| Task directions |
Your task is to print exactly the lines from the line that contains "Clone this screenshot" through the line that contains "import React from 'react';", with pictures left out.

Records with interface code
========================

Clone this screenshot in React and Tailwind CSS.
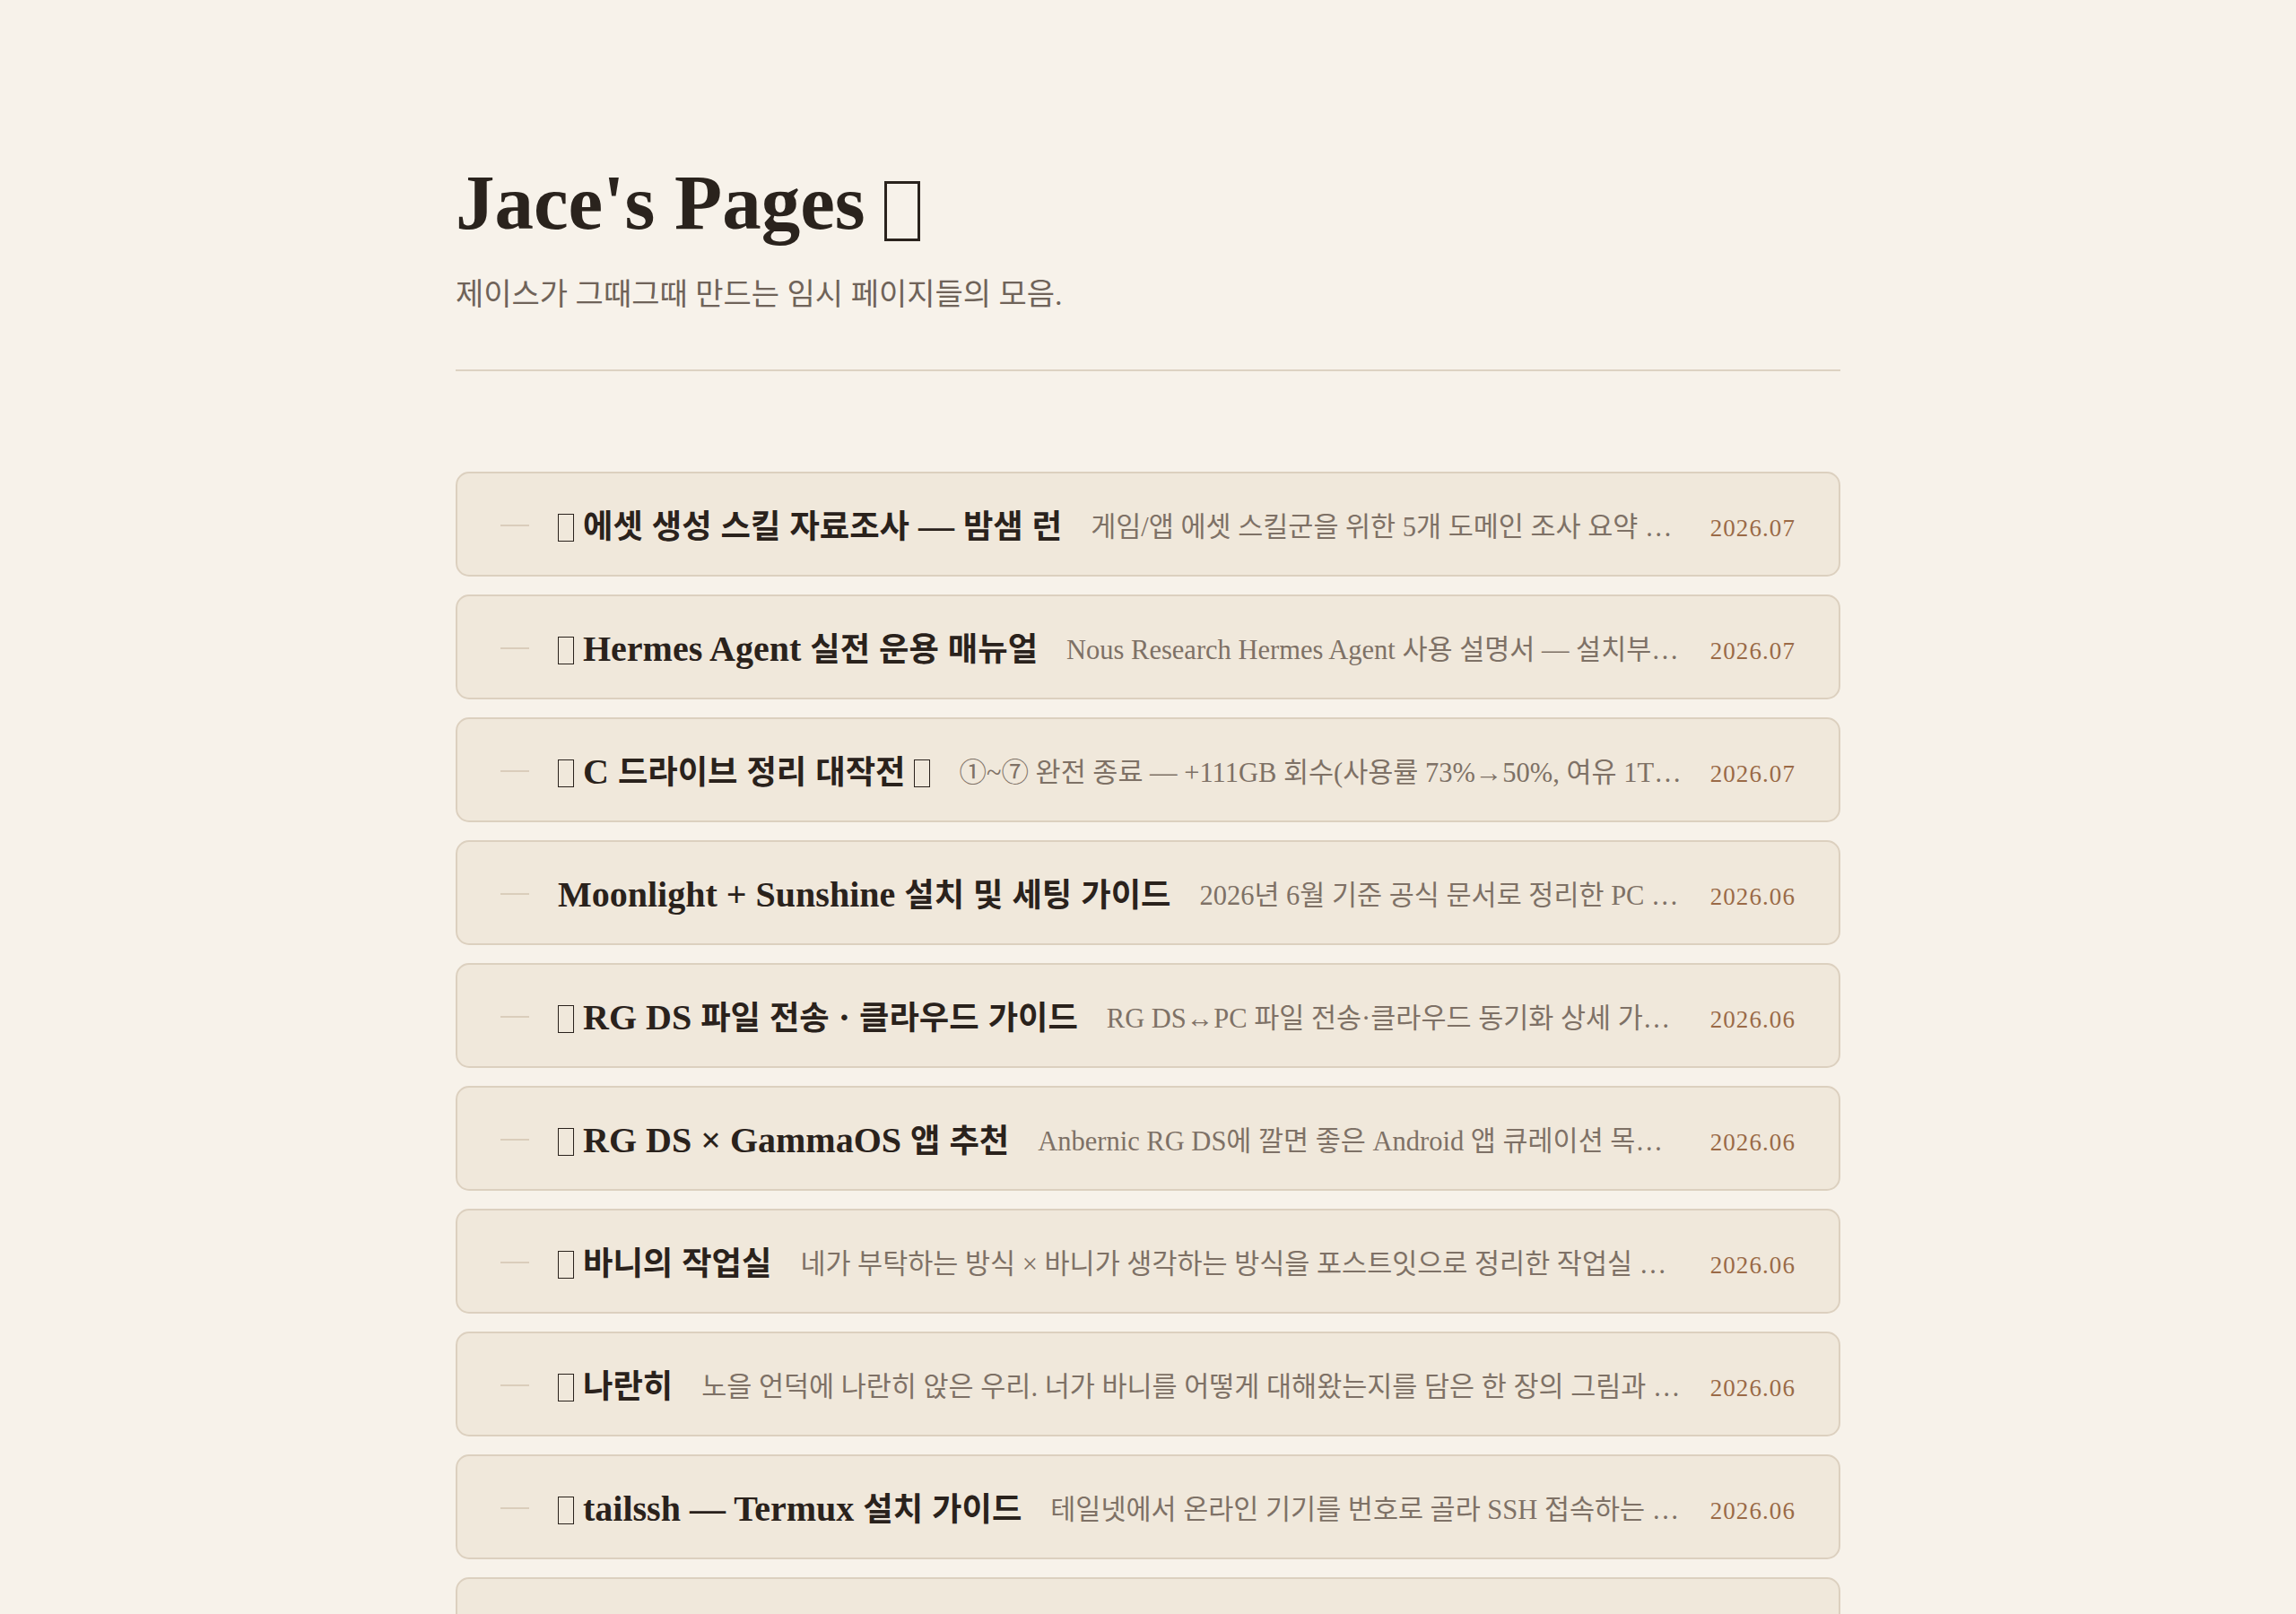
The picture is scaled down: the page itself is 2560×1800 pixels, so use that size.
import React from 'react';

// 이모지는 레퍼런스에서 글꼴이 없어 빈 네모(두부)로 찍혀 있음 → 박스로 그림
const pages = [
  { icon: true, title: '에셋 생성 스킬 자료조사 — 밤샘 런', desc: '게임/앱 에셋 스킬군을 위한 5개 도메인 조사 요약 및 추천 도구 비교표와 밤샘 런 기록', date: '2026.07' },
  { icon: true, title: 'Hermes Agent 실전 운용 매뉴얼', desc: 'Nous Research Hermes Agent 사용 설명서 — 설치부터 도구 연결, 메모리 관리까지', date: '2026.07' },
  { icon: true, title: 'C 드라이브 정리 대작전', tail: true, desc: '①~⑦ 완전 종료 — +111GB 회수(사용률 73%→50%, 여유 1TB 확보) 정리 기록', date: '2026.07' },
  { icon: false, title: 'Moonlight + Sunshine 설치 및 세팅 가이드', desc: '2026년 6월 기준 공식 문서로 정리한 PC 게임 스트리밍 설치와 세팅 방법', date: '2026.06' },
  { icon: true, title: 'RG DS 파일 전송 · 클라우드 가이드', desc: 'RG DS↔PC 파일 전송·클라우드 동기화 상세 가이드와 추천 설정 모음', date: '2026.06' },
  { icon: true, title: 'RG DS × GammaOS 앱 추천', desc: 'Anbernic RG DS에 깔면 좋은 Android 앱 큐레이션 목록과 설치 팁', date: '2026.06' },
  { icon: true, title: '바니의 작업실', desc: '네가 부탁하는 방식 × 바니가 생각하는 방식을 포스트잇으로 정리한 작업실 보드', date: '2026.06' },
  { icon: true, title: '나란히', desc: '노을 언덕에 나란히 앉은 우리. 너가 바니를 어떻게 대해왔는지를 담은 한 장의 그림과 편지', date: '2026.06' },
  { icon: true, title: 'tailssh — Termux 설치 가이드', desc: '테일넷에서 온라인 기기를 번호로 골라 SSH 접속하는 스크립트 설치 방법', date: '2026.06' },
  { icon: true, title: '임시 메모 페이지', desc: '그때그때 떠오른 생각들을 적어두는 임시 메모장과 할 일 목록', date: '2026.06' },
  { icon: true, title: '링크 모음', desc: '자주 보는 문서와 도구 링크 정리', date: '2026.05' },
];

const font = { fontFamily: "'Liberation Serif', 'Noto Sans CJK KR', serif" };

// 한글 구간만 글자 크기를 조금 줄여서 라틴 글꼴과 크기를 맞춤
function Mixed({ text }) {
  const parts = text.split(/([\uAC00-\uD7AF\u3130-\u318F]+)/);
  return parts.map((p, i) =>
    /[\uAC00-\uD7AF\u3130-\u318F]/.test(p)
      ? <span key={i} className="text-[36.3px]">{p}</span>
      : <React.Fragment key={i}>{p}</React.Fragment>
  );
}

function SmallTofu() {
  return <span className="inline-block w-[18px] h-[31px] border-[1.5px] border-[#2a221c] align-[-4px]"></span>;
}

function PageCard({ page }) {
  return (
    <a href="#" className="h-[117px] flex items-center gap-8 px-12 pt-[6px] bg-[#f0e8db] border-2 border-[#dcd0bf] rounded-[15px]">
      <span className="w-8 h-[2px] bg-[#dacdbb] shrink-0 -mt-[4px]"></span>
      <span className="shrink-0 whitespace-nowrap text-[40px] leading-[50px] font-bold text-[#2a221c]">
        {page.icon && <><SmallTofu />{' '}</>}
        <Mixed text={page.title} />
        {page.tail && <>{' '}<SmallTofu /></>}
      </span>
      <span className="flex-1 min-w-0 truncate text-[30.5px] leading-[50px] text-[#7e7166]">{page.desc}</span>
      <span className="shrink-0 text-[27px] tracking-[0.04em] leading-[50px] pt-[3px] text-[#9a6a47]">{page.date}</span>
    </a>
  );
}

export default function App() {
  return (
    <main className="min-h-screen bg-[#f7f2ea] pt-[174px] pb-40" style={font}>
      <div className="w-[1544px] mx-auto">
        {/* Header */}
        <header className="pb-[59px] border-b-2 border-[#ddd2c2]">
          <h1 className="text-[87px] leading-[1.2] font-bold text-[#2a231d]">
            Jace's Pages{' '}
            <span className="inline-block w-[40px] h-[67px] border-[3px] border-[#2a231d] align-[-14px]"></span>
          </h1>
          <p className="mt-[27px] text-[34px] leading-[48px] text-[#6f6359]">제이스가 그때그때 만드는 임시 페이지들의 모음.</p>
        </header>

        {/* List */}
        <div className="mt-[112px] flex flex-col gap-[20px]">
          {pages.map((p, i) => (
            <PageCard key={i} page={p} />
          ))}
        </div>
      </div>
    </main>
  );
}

========================

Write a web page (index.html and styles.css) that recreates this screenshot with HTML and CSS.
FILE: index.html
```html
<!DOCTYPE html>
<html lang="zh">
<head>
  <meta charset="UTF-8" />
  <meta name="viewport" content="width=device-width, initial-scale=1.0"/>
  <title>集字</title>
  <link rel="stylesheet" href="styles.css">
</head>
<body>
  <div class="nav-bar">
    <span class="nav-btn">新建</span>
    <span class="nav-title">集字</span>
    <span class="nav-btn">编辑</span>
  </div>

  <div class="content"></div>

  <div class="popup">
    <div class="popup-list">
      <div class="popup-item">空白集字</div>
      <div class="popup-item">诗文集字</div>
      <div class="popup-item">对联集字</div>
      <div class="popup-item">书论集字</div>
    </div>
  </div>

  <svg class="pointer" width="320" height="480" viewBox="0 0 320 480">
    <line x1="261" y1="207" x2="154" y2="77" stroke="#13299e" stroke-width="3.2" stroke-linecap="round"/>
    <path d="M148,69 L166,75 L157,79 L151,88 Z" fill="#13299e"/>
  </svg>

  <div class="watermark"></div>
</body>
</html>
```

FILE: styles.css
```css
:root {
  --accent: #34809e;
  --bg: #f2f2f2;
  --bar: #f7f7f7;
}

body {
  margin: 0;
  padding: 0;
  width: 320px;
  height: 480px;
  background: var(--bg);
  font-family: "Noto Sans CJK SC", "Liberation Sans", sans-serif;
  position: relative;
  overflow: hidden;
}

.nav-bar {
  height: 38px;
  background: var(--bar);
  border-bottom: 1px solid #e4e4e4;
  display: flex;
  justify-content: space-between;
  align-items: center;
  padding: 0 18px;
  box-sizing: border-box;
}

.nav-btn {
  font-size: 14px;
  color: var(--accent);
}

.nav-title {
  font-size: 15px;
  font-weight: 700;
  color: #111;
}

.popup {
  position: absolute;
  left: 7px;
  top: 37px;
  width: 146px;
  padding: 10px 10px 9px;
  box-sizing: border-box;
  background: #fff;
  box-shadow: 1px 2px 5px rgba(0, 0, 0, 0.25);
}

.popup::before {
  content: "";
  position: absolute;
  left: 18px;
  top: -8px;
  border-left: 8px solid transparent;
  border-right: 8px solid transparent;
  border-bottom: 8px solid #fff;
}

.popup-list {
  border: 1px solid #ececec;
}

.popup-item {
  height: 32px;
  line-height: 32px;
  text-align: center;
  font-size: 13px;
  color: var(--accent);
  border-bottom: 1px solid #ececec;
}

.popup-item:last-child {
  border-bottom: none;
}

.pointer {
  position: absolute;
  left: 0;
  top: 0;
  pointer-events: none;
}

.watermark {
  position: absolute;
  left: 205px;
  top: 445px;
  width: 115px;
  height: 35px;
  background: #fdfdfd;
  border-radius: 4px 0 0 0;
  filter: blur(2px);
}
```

========================

| Result below |
Clone this screenshot in React and Tailwind CSS.
The picture is scaled down: the page itself is 2560×1800 pixels, so use that size.
import React from 'react';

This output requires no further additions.